The default clause should be used to handle exceptions.
Or should I throw an exception there?

You must try to handle the exception in the default clause.
If you can't handle the exception completely
in the context of the function then you should
create an exception object that contains all of the information
required to handle the exception in the calling program
and return or throw that exception.
And what about the case
where the same developer implements the caller and the callee
in the same source file?

What about it?

cat main.cc
#include <iostream>
#include <cstdlib>
#include <cassert>

int f(void) {
return rand()%9 + 1;
}

int main(int argc, char* argv[]) {
srand((1 < argc)? atoi(argv[1]): 0);
int i = f();
assert(0 < i);
switch(i) {
case 1:
std::cout << "first" << std::endl;
break;
case 2:
std::cout << "second" << std::endl;
break;
case 3:
std::cout << "third" << std::endl;
break;
default:
std::cout << "Sorry!

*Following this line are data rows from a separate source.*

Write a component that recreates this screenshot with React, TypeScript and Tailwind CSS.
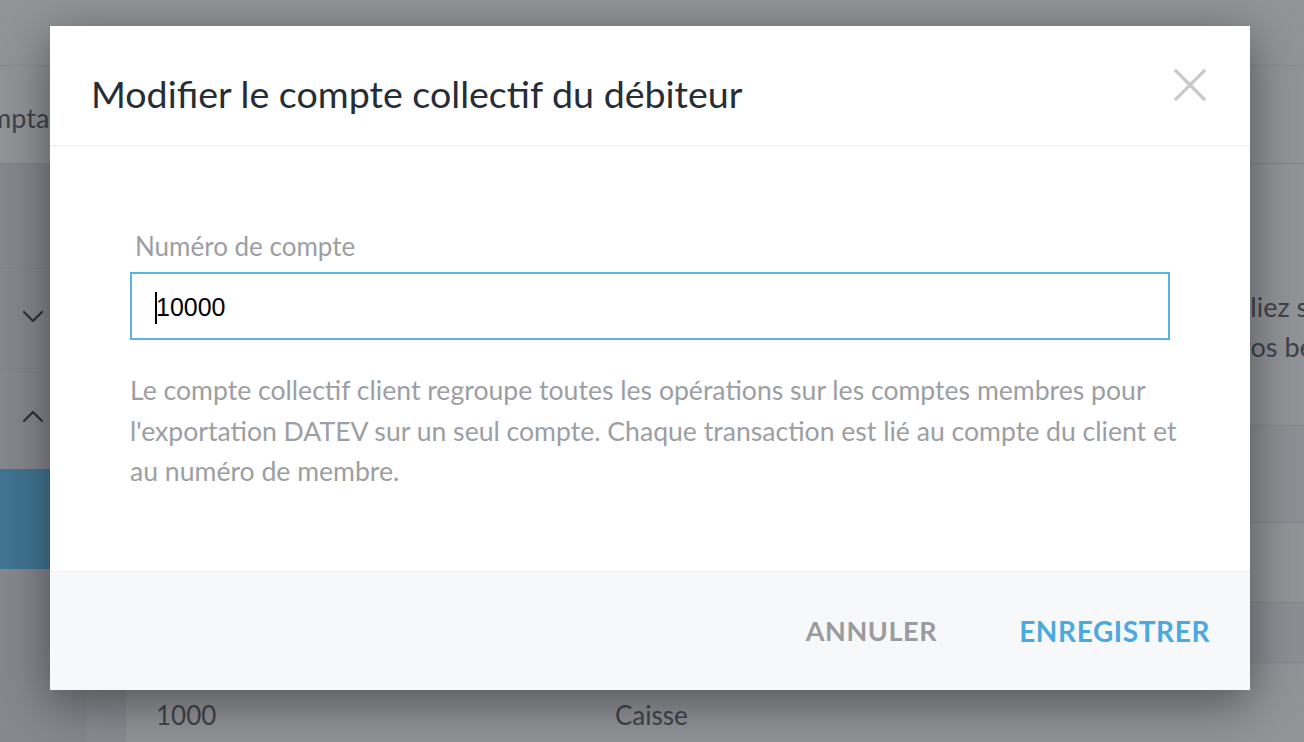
import React from 'react'

function CloseIcon() {
  return (
    <svg width="34" height="34" viewBox="0 0 34 34" fill="none">
      <path d="M3 3 L31 31 M31 3 L3 31" stroke="#c9c9cb" strokeWidth="3.2" strokeLinecap="square" />
    </svg>
  )
}

function Chevron({ up }: { up?: boolean }) {
  return (
    <svg width="22" height="14" viewBox="0 0 22 14" fill="none">
      <path
        d={up ? 'M2 12 L11 3 L20 12' : 'M2 3 L11 12 L20 3'}
        stroke="#3d4247"
        strokeWidth="2.2"
        strokeLinecap="round"
        strokeLinejoin="round"
      />
    </svg>
  )
}

// page that sits behind the dialog
function Background() {
  return (
    <div className="flex h-full flex-col bg-[#eef0f3] text-[#5f656d]">
      <div className="h-[66px] shrink-0 border-b border-[#e6e7ea] bg-white" />
      <div className="flex h-[98px] shrink-0 items-center overflow-hidden border-b border-[#dfe1e5] bg-white pt-[8px]">
        <span className="ml-[-44px] whitespace-nowrap text-[27px]">Comptabilité</span>
      </div>
      <div className="flex flex-1">
        <aside className="flex w-[86px] shrink-0 flex-col bg-[#e7e9ec]">
          <div className="h-[105px] border-b border-[#d8dbe0]" />
          <div className="flex h-[100px] items-center justify-center border-b border-[#d8dbe0] pb-[6px] pr-[20px]">
            <Chevron />
          </div>
          <div className="flex h-[100px] items-center justify-center pb-[6px] pr-[20px]">
            <Chevron up />
          </div>
          <div className="h-[100px] bg-[#62c4f5]" />
        </aside>
        <main className="flex-1 overflow-hidden pl-[40px]">
          <div className="h-full bg-white">
            <div className="flex h-[261px] flex-col pt-[123px] text-[27px] leading-[40px] text-[#5f656d]">
              <span className="ml-[1094px] whitespace-nowrap">Reliez simplement vos comptes</span>
              <span className="ml-[1111px] whitespace-nowrap">vos besoins.</span>
            </div>
            <div className="h-[98px] border-b border-t border-[#e0e2e6] bg-[#f6f7f9]" />
            <div className="h-[80px] border-b border-[#e0e2e6]" />
            <div className="h-[60px] border-b border-[#e0e2e6] bg-[#f3f5fa]" />
            <div className="flex h-[104px] items-center text-[26px]">
              <span className="ml-[30px] w-[459px]">1000</span>
              <span>Caisse</span>
            </div>
          </div>
        </main>
      </div>
    </div>
  )
}

export default function App() {
  return (
    <div className="relative h-[742px] w-full overflow-hidden font-['Lato','Noto_Sans',sans-serif]">
      <Background />
      <div className="absolute inset-0 bg-[rgba(30,32,40,0.48)]" />
      <div className="absolute inset-0 pl-[50px] pt-[26px]">
        <div className="flex w-[1200px] flex-col bg-white shadow-[0_12px_48px_rgba(0,0,0,0.45)]">
          <div className="flex h-[120px] items-start justify-between border-b border-[#ececee] pl-[41px] pr-[43px]">
            <h2 className="mt-[46px] whitespace-nowrap text-[37.6px] leading-[44px] text-[#262d36]">
              Modifier le compte collectif du débiteur
            </h2>
            <button className="mt-[42px]">
              <CloseIcon />
            </button>
          </div>

          <div className="h-[425px] px-[80px] pt-[83px]">
            <label className="ml-[5px] block text-[26px] leading-[34px] text-[#9c9ea3]">Numéro de compte</label>
            <div className="mt-[9px] flex h-[68px] items-center border-2 border-[#5ab4e1] pl-[23px] pt-[4px] font-['Liberation_Sans',Arial,sans-serif] text-[25px] text-black">
              <span className="mr-[-1px] h-[32px] w-[2px] bg-black" />
              10000
            </div>
            <p className="mt-[30px] whitespace-nowrap text-[26.6px] leading-[40.5px] text-[#9c9ea3]">
              Le compte collectif client regroupe toutes les opérations sur les comptes membres pour
              <br />
              l'exportation DATEV sur un seul compte. Chaque transaction est lié au compte du client et
              <br />
              au numéro de membre.
            </p>
          </div>

          <div className="flex h-[119px] items-center justify-end gap-[82px] border-t border-[#efeff1] bg-[#f7f8fa] pr-[40px]">
            <button className="text-[27px] font-bold tracking-[0.6px] text-[#9a9b9f]">ANNULER</button>
            <button className="text-[28px] font-bold tracking-[0.6px] text-[#4aa9de]">ENREGISTRER</button>
          </div>
        </div>
      </div>
    </div>
  )
}
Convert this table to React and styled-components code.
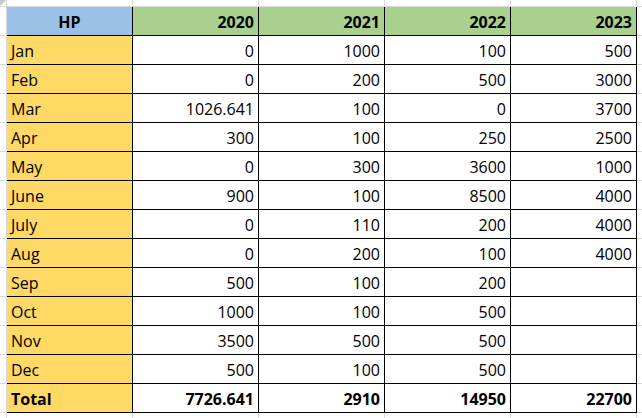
import React from 'react'
import styled, { createGlobalStyle } from 'styled-components'

const GlobalStyle = createGlobalStyle`
    html, body {
        margin: 0;
        padding: 0;
        background: #fff;
    }
    body {
        font-family: "Open Sans", "Liberation Sans", sans-serif;
        color: #000;
    }
`

// excel-ish sheet with faint gridlines behind the table
const Sheet = styled.div`
    position: relative;
    width: 642px;
    height: 418px;
    overflow: hidden;
    box-sizing: border-box;
    padding: 7px 0 0 7px;
    background-color: #fff;
    background-image:
        repeating-linear-gradient(to right, #d9d9d9 0 1px, transparent 1px 126px),
        repeating-linear-gradient(to bottom, #d9d9d9 0 1px, transparent 1px 29px);
    background-position: 6px 0, 0 6px;
`

const Corner = styled.div`
    position: absolute;
    top: 0;
    left: 0;
    width: 0;
    height: 0;
    border-top: 6px solid #c8c8c8;
    border-right: 6px solid transparent;
`

const Grid = styled.div`
    display: grid;
    grid-template-columns: repeat(5, 126px);
    grid-auto-rows: 29px;
    width: max-content;
`

const Cell = styled.div`
    box-sizing: border-box;
    border-right: 1px solid #000;
    border-bottom: 1px solid #000;
    padding: 3px 4px 0 4px;
    line-height: 25px;
    font-size: 16px;
    white-space: nowrap;
    font-weight: ${props => props.bold ? 700 : 400};
    text-align: ${props => props.align || 'right'};
    background: ${props => props.bg || '#fff'};
`

const BLUE = '#9BC2E6'
const GREEN = '#A9D08E'
const YELLOW = '#FFD966'

const years = ['2020', '2021', '2022', '2023']

const rows = [
    ['Jan', '0', '1000', '100', '500'],
    ['Feb', '0', '200', '500', '3000'],
    ['Mar', '1026.641', '100', '0', '3700'],
    ['Apr', '300', '100', '250', '2500'],
    ['May', '0', '300', '3600', '1000'],
    ['June', '900', '100', '8500', '4000'],
    ['July', '0', '110', '200', '4000'],
    ['Aug', '0', '200', '100', '4000'],
    ['Sep', '500', '100', '200', ''],
    ['Oct', '1000', '100', '500', ''],
    ['Nov', '3500', '500', '500', ''],
    ['Dec', '500', '100', '500', ''],
]

const total = ['Total', '7726.641', '2910', '14950', '22700']

export default function App() {
    return (
        <>
            <GlobalStyle />
            <Sheet>
                <Corner />
                <Grid>
                    <Cell bg={BLUE} bold align="center">HP</Cell>
                    {years.map(y => (
                        <Cell key={y} bg={GREEN} bold>{y}</Cell>
                    ))}

                    {rows.map(r => (
                        <React.Fragment key={r[0]}>
                            <Cell bg={YELLOW} align="left">{r[0]}</Cell>
                            {r.slice(1).map((v, i) => (
                                <Cell key={i}>{v}</Cell>
                            ))}
                        </React.Fragment>
                    ))}

                    <Cell bg={YELLOW} bold align="left">{total[0]}</Cell>
                    {total.slice(1).map((v, i) => (
                        <Cell key={i} bold>{v}</Cell>
                    ))}
                </Grid>
            </Sheet>
        </>
    )
}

You lose." << std::endl;
}
return 0;
}
g++ -Wall -ansi -pedantic -o main main.cc
./main
second
 
L

lilburne

Phlip said:
lilburne wrote:




That is such a good rule that I should not go extreme on you.

However, some people claim a team should pair program, rotate pairs
frequently, own tasks not code, and work on any code in the system to finish
a task. Shared code ownership leads to elegant code that looks like it was
written by a single, very intellegent, individual. However, the team might
honestly not know who wrote what code.


We don't normally pair program and although we don't really have code
ownership it is sometimes difficult to avoid. You really don't want
anyone messing with the innards of a continuous 5 axis machining
algorithm. Each change to a function is documented, with references back
to the originating requirement, or bug report, log of test results,
design discussions, proposed change discussions. Additionally any
modification or creation of a document, bug report, or enhancement
request, gets automatically mailed to every team member, or indeed
anyone in the company that expresses an interest.